Devletin Sünni algı üzerinden teolojik tartışma sürdürerek Sünni hegemonya kurmaya çalışması, Aleviliği bunun üzerinden tarif etmesi ve bu teolojik tarif üzerinden kimlik dayatma biçimi hukuk dışıdır. Sünni din ve siyaset erkekleri yuvarlak masa etrafında, “Ali’yi sevme derinliğinde Alevilik” tanımı üretecek, sonra da “hadi gelin tanımda uzlaşalım” diyecek. Bu tam anlamıyla, mezhepçi bir iktidarın ve otoriterlik eğiliminin dışa vurumudur.
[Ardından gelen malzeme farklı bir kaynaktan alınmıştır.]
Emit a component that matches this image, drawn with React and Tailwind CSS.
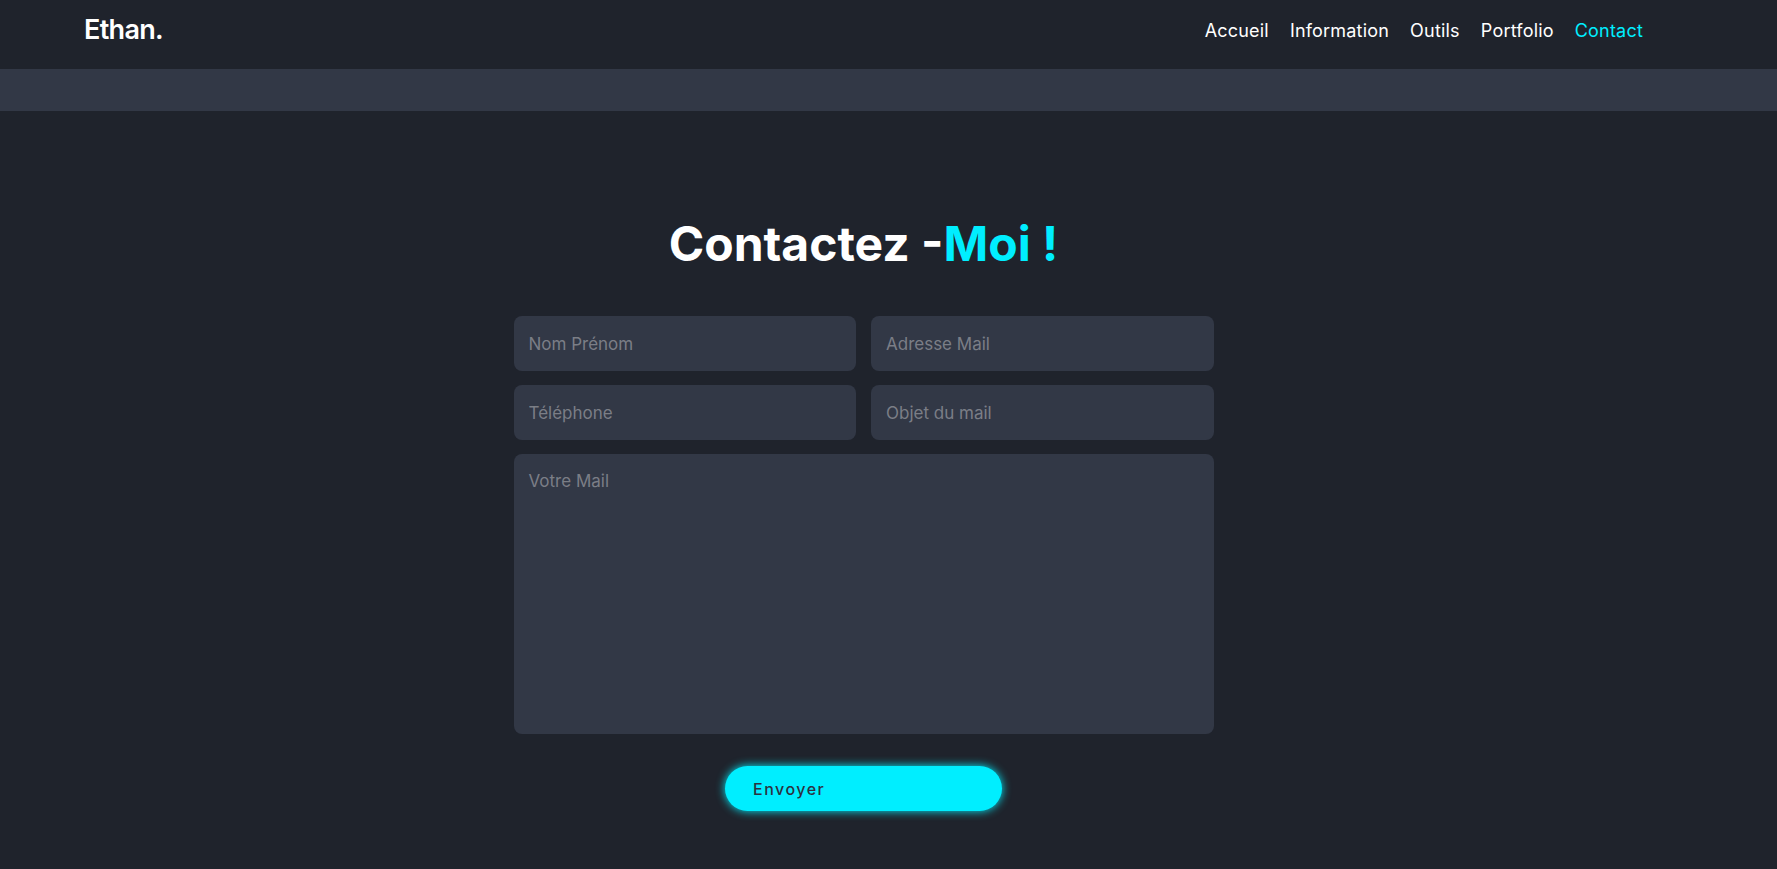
import React from 'react';

const links = ['Accueil', 'Information', 'Outils', 'Portfolio', 'Contact'];

const fieldClass =
    'w-full h-[55px] rounded-lg bg-[#323846] px-[15px] text-[17px] text-white placeholder:text-[#7b7e86] outline-none';

const App = () => {
    return (
        <div className="min-h-[869px] bg-[#1f232c] font-['Inter',sans-serif] text-white">
            {/* Header */}
            <header className="h-[69px] flex items-center justify-between pl-[84px] pr-[134px] pb-[8px]">
                <div className="text-[27px] font-semibold tracking-tight">Ethan.</div>
                <nav className="flex items-center gap-[21px]">
                    {links.map(link => (
                        <a
                            key={link}
                            href="#"
                            className={`text-[18px] tracking-[0.2px] ${link === 'Contact' ? 'text-[#00eeff]' : 'text-white'}`}
                        >
                            {link}
                        </a>
                    ))}
                </nav>
            </header>
            <div className="h-[42px] bg-[#323846]" />

            {/* Contact */}
            <main className="flex flex-col items-center pt-[109px] pb-[58px] pr-[50px]">
                <h1 className="text-[48px] leading-none font-bold">
                    Contactez -<span className="text-[#00eeff]">Moi !</span>
                </h1>

                <form className="mt-[48px] w-[700px] flex flex-col gap-[14px]">
                    <div className="grid grid-cols-2 gap-[15px]">
                        <input type="text" placeholder="Nom Prénom" className={fieldClass} />
                        <input type="email" placeholder="Adresse Mail" className={fieldClass} />
                    </div>
                    <div className="grid grid-cols-2 gap-[15px]">
                        <input type="text" placeholder="Téléphone" className={fieldClass} />
                        <input type="text" placeholder="Objet du mail" className={fieldClass} />
                    </div>
                    <textarea
                        placeholder="Votre Mail"
                        className="w-full h-[280px] resize-none rounded-lg bg-[#323846] px-[15px] pt-[15px] pb-[13px] text-[17px] text-white placeholder:text-[#7b7e86] outline-none"
                    />
                </form>

                <button
                    type="button"
                    className="mt-[32px] w-[277px] h-[45px] rounded-full bg-[#00eeff] text-left pl-[28px] text-[16px] font-medium tracking-[1.5px] text-[#2c3140] shadow-[0_0_10px_#00eeff]"
                >
                    Envoyer
                </button>
            </main>
        </div>
    );
};

export default App;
Vatandaş Başbakanı, kamu görevlisi bilir; fakat kendisi ulema gibi fetva veren imamlık yapıyor. Halk sandıktan başbakan çıkmasını beklerken, bu memleketin cami sandığından imam, kışla sandığında paşa çıkıyor. Oysa Alevilerin demokrasiye, gerçek laikliğe ihtiyacı var.
“Herkesin dini kendisine” ilkesini sevseniz de, sevmesiniz de kabul edeceksiniz.